A New Frontier for Humanity
“The familiar is dying.” I believe these words represent the threshold into which we, as humanity, are walking. We might view this threshold as an opening to the soul, a deepening of our lives, our paths, our journey, as that which is of the soul, as psychotherapist Francis Weller beautifully elucidates in the opening conversation of this book, describing the trails that the soul lays down in our individual, communal, cultural, and planetary lives. The familiarity of being an individual is dropping away. Only our conscious awareness can recognize the truth of this.
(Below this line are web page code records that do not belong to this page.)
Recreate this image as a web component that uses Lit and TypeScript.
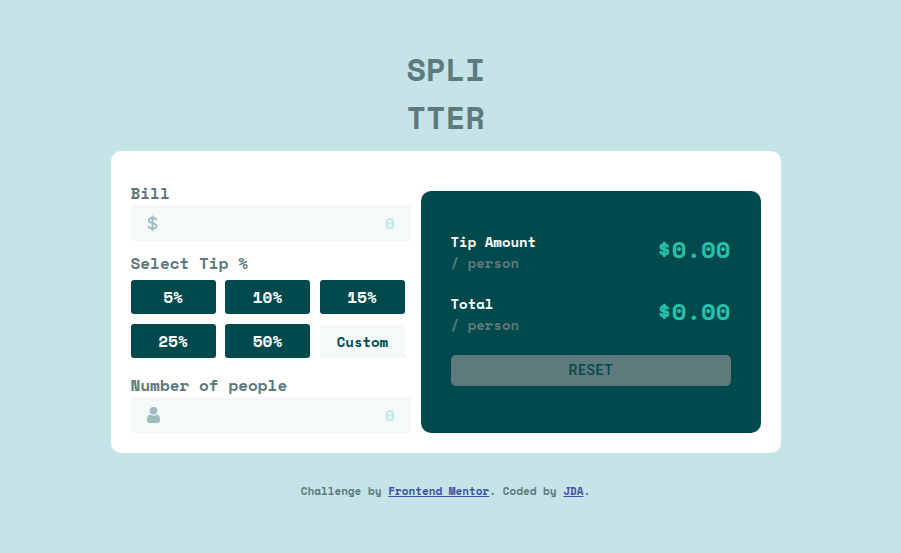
import { LitElement, html, css } from "lit";
import { customElement, state } from "lit/decorators.js";

@customElement("app-root")
export class AppRoot extends LitElement {
  @state() private tips = [5, 10, 15, 25, 50];
  @state() private results = ["Tip Amount", "Total"];

  static styles = css`
    :host {
      display: block;
      box-sizing: border-box;
      height: 553px;
      padding: 45px 10px 0 0;
      background: #c5e4e7;
      color: #5e7a7d;
      font-family: "Space Mono", "Liberation Mono", monospace;
      font-weight: 700;
      overflow: hidden;
    }
    * { box-sizing: border-box; }
    h1 {
      margin: 0 auto;
      width: 78px;
      height: 106px;
      font-size: 32px;
      line-height: 48px;
      white-space: nowrap;
    }
    .card {
      display: grid;
      grid-template-columns: 280px 340px;
      gap: 10px;
      width: 670px;
      height: 302px;
      margin: 0 auto;
      padding: 20px;
      background: #fff;
      border-radius: 10px;
    }
    .form { padding-top: 10px; }
    .label {
      height: 24px;
      font-size: 16px;
      line-height: 24px;
    }
    .field {
      display: flex;
      align-items: center;
      justify-content: space-between;
      height: 36px;
      padding: 0 16px;
      background: #f4fafa;
      color: #c5e4e7;
      font-size: 16px;
    }
    .field svg { display: block; }
    .field span { line-height: 36px; }
    .tip { margin-top: 10px; }
    .tips {
      display: grid;
      grid-template-columns: 85px 85px 85px;
      column-gap: 9.5px;
      row-gap: 10px;
      margin: 5px 0 15px;
    }
    .choice {
      height: 34px;
      border-radius: 3px;
      background: #00494d;
      color: #fff;
      text-align: center;
      font-size: 16px;
      line-height: 34px;
    }
    .custom {
      height: 33px;
      margin-top: 1px;
      padding-left: 1px;
      background: #f4fafa;
      color: #00494d;
      border-radius: 0;
      font-size: 14px;
      line-height: 34px;
    }
    .panel {
      height: 242px;
      margin-top: 20px;
      padding: 40px 30px 0;
      background: #00494d;
      border-radius: 10px;
    }
    .row {
      display: flex;
      justify-content: space-between;
      height: 42px;
      margin-bottom: 20px;
      font-size: 14px;
      line-height: 21px;
    }
    .name { color: #fff; }
    .amount {
      color: #26c0ab;
      font-size: 24px;
      line-height: 36px;
    }
    .reset {
      height: 31px;
      padding-left: 1px;
      border-radius: 5px;
      background: #5e7a7d;
      color: #00494d;
      text-align: center;
      font: 500 14px/31px Roboto, sans-serif;
      letter-spacing: 0.6px;
    }
    footer {
      margin-top: 30px;
      text-align: center;
      font-size: 11px;
      line-height: 16px;
    }
    footer a { color: #3e52a3; text-decoration: underline; }
  `;

  render() {
    return html`
      <h1>SPLI<br />TTER</h1>
      <main class="card">
        <section class="form">
          <div class="label">Bill</div>
          <div class="field">
            <svg width="11" height="17" viewBox="-.5 -.3 12 18" fill="none" stroke="#9ebbbd" stroke-width="2">
              <path d="M5.5 0V17M9.6 5.2C9.4 3.6 7.7 2.7 5.5 2.7C3.1 2.7 1.4 3.7 1.4 5.4C1.4 7.3 3.2 7.8 5.5 8.3C8 8.8 9.8 9.5 9.8 11.4C9.8 13.2 8 14.3 5.5 14.3C3 14.3 1.2 13.2 1 11.3" />
            </svg>
            <span>0</span>
          </div>
          <div class="label tip">Select Tip %</div>
          <div class="tips">
            ${this.tips.map((t) => html`<div class="choice">${t}%</div>`)}
            <div class="choice custom">Custom</div>
          </div>
          <div class="label">Number of people</div>
          <div class="field">
            <svg width="13" height="16" viewBox="0 0 13 16" fill="#9ebbbd">
              <ellipse cx="6.5" cy="3.7" rx="3.8" ry="3.8" />
              <path d="M3.3 7.5C4.2 8.3 5.3 8.7 6.5 8.7S8.8 8.3 9.7 7.5C12.2 7.7 13 10.4 13 13.2C13 15 12 16 10.3 16H2.7C1 16 0 15 0 13.2C0 10.4 .8 7.7 3.3 7.5Z" />
            </svg>
            <span>0</span>
          </div>
        </section>
        <section class="panel">
          ${this.results.map(
            (name) => html`<div class="row">
              <div><div class="name">${name}</div><div>/ person</div></div>
              <div class="amount">$0.00</div>
            </div>`
          )}
          <div class="reset">RESET</div>
        </section>
      </main>
      <footer>Challenge by <a>Frontend Mentor</a>. Coded by <a>JDA</a>.</footer>
    `;
  }
}
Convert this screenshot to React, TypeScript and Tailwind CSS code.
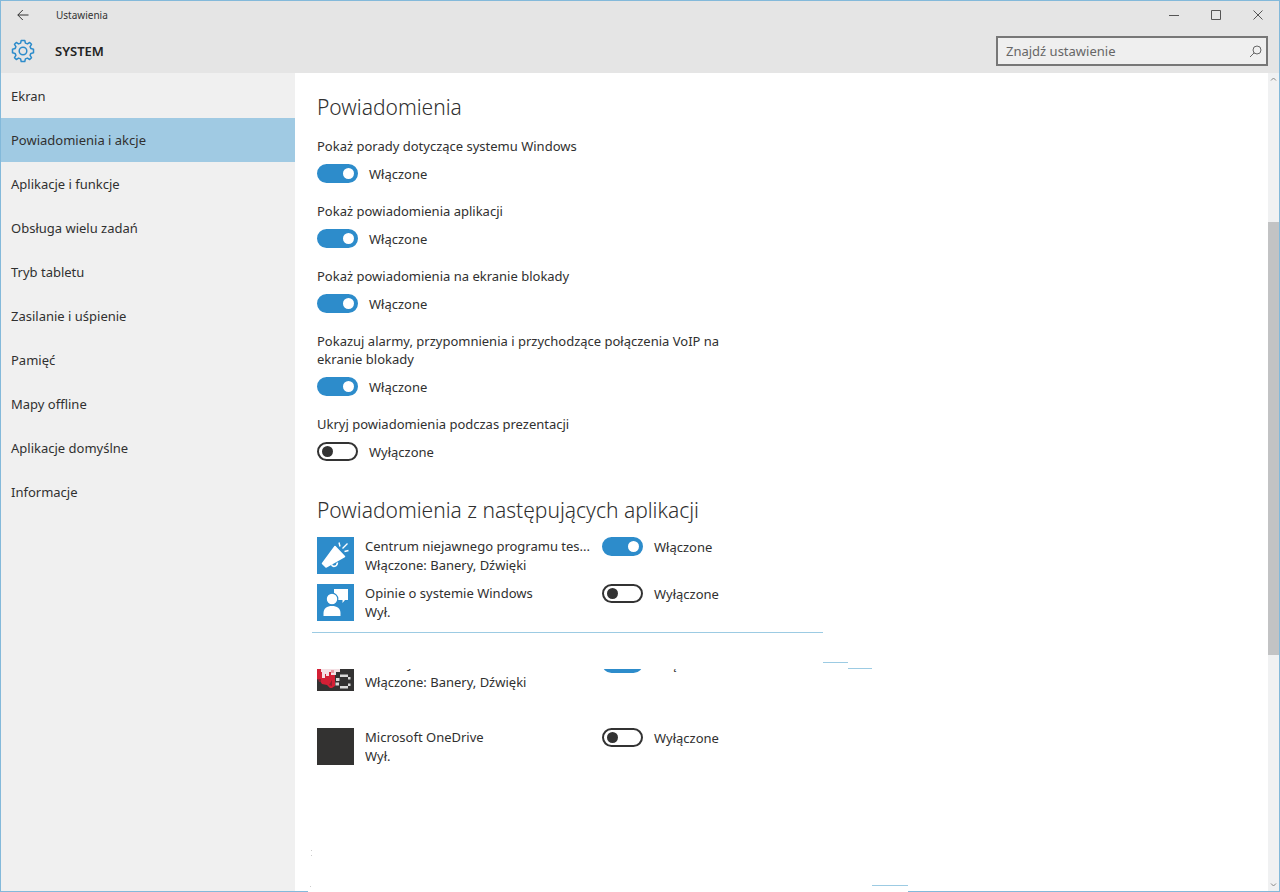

As we learn to see through the broken glass of trauma, we can engage in the global collaboration we need to solve this crisis. The journey through this dying process, this initiation, is sparing no one. Through restoration, we don’t return to the familiar, to a “normal,” but to a future that is yet unknown. We begin to harvest new ways of being and new learning that we could never have imagined before. We experience the blessings of posttraumatic growth as we integrate these traumas. When we realize that the individual and the collective are interdependent, we access the healing power inherent in that flow of intelligence. Our creativity flourishes—including the resolve to commit to viable solutions—as we experience a collective liquification, an unfreezing of the old, a release of the familiar. To open this door, with a client, with a group, within community, is to fulfill our collective soul’s sacred relationship with the earth, and with one another. As we turn the pages of “Climate, Psychology and Change”, we cross into a frontier that is ripe with possibility, expansive in its vision, and rich in embodied wisdom.